■ DATA LINES ■
_ _ _ _ _
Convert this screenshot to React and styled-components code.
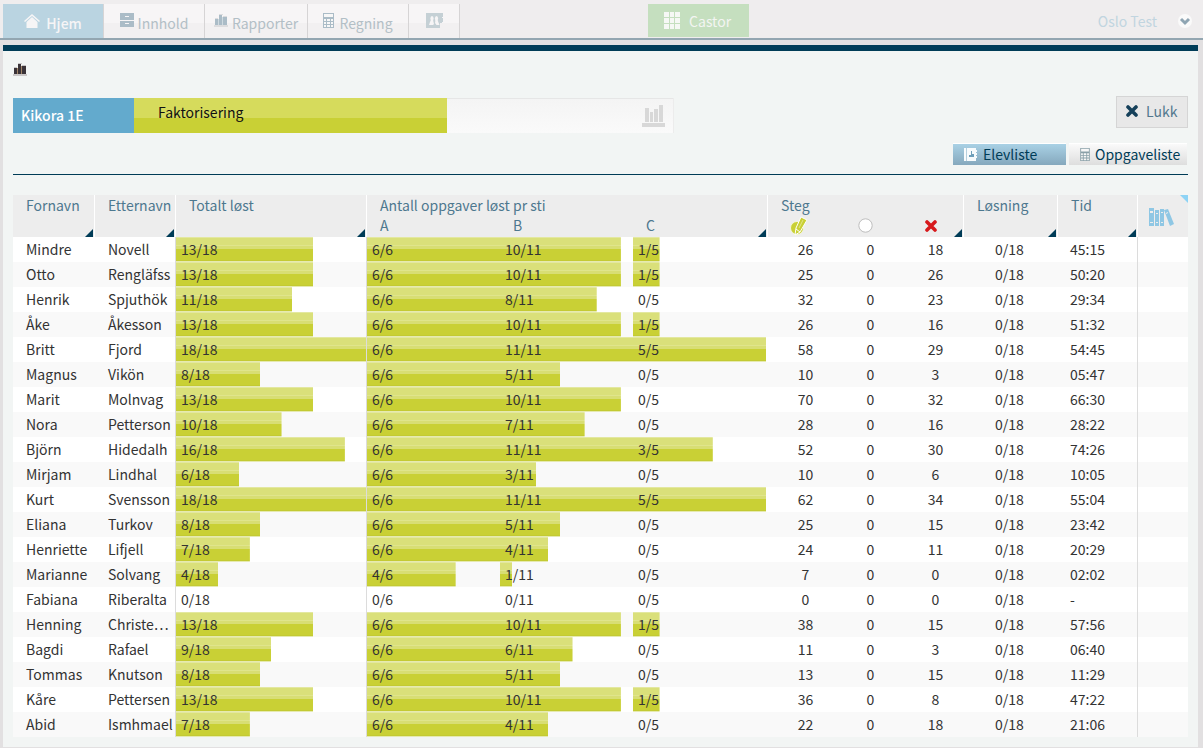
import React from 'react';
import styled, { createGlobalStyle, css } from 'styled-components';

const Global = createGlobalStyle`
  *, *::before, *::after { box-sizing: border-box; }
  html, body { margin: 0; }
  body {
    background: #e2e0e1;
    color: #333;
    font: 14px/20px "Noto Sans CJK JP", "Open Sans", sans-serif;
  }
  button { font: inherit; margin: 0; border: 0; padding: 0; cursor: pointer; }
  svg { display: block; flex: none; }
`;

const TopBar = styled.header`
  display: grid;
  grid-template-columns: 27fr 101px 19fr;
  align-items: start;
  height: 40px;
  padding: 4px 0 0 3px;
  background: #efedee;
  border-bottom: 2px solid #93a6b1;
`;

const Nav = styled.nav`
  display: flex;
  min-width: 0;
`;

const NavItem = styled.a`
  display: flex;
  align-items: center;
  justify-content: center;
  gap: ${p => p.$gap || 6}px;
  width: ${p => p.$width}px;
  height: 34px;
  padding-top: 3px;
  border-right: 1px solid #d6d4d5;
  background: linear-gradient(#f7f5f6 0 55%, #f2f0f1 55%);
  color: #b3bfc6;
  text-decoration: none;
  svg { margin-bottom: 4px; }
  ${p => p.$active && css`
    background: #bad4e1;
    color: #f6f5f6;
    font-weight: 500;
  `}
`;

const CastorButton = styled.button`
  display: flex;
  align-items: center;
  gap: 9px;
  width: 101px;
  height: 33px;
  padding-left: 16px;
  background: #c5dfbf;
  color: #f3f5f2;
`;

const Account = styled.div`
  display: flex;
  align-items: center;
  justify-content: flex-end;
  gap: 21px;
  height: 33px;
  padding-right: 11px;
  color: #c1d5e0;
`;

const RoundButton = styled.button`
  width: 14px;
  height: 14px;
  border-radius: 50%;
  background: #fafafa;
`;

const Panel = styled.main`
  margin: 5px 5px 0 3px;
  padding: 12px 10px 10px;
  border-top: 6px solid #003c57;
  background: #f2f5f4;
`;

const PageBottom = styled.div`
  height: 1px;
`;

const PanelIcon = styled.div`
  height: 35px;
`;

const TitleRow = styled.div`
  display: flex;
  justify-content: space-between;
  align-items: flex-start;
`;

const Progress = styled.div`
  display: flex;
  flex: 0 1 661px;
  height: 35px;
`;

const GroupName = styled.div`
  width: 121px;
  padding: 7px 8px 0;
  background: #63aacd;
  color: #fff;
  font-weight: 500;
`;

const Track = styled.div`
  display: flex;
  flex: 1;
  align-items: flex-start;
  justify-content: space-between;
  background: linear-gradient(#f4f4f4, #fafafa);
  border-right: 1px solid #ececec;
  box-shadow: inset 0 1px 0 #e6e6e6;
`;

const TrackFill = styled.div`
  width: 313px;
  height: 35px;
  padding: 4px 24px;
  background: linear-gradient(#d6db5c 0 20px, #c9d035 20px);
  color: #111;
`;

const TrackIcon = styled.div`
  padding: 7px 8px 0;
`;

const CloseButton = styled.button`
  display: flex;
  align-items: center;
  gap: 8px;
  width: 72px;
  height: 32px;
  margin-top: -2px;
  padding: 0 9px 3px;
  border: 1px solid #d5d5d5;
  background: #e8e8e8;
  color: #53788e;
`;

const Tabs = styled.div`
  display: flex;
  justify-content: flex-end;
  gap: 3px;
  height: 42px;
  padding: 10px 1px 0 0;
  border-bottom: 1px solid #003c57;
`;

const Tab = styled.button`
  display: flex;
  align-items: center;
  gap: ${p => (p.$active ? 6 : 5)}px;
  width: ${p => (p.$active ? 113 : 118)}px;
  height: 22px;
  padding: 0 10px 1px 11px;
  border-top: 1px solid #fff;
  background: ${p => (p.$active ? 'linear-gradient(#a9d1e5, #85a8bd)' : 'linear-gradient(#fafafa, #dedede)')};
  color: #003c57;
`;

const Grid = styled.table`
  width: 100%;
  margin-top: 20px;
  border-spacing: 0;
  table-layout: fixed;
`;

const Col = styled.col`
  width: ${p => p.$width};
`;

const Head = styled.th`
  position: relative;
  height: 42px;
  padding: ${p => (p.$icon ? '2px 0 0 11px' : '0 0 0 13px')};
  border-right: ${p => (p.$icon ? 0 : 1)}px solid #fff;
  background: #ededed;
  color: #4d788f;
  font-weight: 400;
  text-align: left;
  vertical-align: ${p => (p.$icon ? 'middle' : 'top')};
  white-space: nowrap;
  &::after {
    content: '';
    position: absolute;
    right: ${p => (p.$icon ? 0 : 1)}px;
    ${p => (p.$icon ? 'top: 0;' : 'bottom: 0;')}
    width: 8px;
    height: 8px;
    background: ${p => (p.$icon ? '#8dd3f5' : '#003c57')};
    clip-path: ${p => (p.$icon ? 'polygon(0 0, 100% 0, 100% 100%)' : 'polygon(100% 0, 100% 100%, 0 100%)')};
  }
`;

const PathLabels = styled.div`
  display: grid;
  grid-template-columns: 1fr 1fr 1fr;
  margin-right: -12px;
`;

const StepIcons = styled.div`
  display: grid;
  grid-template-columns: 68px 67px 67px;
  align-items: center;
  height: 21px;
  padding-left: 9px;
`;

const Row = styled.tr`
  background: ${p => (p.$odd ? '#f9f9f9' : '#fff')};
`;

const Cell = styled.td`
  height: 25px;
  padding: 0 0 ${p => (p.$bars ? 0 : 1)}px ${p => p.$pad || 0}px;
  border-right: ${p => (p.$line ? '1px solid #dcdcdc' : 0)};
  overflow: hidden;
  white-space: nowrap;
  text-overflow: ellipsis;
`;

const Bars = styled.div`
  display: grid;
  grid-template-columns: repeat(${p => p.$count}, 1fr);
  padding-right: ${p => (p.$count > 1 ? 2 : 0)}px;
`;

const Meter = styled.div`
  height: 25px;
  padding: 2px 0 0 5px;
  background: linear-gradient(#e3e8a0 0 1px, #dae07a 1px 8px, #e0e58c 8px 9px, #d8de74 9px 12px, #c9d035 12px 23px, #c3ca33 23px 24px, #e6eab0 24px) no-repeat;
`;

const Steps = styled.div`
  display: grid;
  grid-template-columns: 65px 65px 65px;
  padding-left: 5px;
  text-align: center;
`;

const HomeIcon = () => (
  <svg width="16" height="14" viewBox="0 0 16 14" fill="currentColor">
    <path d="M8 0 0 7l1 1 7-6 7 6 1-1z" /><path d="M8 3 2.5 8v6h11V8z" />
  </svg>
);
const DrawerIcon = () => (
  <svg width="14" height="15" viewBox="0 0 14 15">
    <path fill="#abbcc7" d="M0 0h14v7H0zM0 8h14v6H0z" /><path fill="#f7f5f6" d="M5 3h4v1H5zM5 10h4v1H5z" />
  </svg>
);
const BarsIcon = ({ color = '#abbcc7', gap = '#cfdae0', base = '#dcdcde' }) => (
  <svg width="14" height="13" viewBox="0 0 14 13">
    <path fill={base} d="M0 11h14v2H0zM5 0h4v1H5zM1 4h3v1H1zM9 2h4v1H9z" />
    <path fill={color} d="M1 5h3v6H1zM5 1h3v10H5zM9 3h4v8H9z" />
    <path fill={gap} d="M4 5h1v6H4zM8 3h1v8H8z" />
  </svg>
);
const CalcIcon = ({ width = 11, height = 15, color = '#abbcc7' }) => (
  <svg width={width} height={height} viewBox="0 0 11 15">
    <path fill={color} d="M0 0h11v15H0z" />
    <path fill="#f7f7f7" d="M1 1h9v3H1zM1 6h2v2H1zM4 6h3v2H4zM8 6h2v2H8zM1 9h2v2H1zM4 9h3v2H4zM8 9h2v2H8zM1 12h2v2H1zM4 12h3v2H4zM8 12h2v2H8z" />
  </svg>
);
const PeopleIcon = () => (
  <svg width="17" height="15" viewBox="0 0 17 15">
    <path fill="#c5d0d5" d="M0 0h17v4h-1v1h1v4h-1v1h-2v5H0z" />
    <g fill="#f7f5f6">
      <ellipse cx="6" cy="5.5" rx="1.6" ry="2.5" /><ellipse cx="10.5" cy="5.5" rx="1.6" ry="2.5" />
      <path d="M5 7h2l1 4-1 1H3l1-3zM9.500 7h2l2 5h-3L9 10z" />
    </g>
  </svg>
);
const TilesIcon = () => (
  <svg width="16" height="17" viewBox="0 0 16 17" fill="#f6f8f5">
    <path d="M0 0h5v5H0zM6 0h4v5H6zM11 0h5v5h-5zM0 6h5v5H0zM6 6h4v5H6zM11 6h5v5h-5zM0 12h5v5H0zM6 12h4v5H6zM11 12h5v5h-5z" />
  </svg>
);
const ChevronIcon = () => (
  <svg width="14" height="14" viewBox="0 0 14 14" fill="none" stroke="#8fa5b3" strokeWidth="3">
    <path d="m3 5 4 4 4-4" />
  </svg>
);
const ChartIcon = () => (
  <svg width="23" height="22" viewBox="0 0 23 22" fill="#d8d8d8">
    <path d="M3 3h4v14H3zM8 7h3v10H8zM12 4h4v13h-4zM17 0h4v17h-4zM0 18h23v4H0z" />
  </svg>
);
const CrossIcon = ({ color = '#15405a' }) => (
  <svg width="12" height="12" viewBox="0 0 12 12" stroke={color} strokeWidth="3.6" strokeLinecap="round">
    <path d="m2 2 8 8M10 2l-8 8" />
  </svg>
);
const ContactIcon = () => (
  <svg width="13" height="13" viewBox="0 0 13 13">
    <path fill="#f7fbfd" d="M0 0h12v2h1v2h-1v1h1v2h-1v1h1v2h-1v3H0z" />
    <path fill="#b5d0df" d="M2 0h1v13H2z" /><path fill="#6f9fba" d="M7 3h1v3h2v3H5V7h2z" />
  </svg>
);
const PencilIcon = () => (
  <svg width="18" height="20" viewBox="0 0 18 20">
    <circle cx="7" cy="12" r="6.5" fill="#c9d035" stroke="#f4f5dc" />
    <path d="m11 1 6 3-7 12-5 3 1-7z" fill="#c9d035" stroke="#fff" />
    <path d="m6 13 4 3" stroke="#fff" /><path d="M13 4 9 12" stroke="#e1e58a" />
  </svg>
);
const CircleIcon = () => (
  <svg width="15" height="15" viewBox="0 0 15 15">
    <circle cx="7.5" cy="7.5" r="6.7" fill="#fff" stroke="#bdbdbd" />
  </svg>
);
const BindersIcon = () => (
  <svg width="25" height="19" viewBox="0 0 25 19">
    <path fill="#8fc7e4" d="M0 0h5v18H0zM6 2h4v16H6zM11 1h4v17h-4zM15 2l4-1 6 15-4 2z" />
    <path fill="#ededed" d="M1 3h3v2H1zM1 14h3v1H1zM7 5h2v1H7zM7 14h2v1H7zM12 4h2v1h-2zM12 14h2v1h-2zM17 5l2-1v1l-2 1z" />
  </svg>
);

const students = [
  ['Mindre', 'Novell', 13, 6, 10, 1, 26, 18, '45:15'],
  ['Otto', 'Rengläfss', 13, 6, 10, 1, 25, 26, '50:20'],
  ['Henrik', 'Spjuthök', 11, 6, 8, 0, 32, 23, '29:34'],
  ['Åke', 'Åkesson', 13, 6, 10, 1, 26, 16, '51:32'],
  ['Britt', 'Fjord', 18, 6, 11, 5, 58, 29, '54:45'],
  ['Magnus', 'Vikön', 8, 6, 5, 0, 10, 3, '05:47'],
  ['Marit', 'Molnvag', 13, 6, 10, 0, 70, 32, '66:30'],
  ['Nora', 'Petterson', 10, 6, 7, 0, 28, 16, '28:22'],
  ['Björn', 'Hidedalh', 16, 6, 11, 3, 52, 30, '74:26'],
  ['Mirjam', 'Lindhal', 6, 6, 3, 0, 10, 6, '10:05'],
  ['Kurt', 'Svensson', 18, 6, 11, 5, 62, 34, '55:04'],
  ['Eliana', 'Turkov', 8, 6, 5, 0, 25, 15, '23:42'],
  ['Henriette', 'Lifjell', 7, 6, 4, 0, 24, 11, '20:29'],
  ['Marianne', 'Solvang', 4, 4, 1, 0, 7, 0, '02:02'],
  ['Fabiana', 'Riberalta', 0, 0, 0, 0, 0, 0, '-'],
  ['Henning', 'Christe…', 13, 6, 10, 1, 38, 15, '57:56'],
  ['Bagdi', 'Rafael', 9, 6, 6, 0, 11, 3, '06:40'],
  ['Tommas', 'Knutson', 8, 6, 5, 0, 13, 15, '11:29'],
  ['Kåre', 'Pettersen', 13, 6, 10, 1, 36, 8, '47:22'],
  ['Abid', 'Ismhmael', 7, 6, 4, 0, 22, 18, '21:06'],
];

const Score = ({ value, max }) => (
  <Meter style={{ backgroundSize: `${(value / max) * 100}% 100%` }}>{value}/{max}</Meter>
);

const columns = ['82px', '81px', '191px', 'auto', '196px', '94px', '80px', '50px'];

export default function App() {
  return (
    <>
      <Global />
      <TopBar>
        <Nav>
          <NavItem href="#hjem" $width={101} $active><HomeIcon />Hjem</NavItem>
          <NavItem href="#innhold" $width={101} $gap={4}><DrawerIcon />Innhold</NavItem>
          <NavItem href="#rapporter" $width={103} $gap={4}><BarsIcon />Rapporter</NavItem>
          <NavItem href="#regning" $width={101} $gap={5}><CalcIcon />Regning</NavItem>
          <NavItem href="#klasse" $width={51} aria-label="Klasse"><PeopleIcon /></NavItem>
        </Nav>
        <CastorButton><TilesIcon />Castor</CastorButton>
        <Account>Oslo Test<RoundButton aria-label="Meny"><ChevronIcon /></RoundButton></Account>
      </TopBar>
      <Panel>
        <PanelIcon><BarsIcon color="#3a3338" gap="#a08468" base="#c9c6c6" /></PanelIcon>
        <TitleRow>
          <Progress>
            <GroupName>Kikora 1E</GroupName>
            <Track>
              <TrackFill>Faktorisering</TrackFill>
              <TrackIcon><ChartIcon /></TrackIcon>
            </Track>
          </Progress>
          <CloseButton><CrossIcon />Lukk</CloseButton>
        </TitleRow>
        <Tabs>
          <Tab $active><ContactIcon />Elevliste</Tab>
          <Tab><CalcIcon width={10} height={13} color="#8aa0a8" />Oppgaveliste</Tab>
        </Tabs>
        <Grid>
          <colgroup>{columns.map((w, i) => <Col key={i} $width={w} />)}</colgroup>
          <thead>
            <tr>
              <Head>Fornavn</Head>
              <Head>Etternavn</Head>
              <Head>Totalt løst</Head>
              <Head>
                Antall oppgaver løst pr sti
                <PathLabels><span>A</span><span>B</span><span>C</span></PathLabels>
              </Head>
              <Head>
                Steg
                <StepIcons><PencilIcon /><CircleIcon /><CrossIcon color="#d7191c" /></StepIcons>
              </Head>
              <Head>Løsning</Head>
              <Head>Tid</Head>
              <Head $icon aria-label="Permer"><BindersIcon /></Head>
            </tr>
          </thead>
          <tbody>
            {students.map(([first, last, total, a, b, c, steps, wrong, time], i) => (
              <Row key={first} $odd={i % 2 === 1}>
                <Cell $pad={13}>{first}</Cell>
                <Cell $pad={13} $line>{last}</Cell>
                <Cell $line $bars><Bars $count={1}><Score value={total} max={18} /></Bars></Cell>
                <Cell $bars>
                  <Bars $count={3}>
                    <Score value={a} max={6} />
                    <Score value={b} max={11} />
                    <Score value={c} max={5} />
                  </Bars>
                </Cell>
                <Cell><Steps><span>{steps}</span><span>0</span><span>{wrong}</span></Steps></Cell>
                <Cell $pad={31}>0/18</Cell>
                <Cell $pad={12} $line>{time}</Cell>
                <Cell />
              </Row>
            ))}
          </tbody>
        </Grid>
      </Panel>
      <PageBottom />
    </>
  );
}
_ _ _ _ _
■ WRITTEN INSTRUCTION ■
Select the lines that carry the string "components" and copy them.

■ RESULT OF THE TASK ■
Convert this screenshot to React and styled-components code.
import styled, { createGlobalStyle, css } from 'styled-components';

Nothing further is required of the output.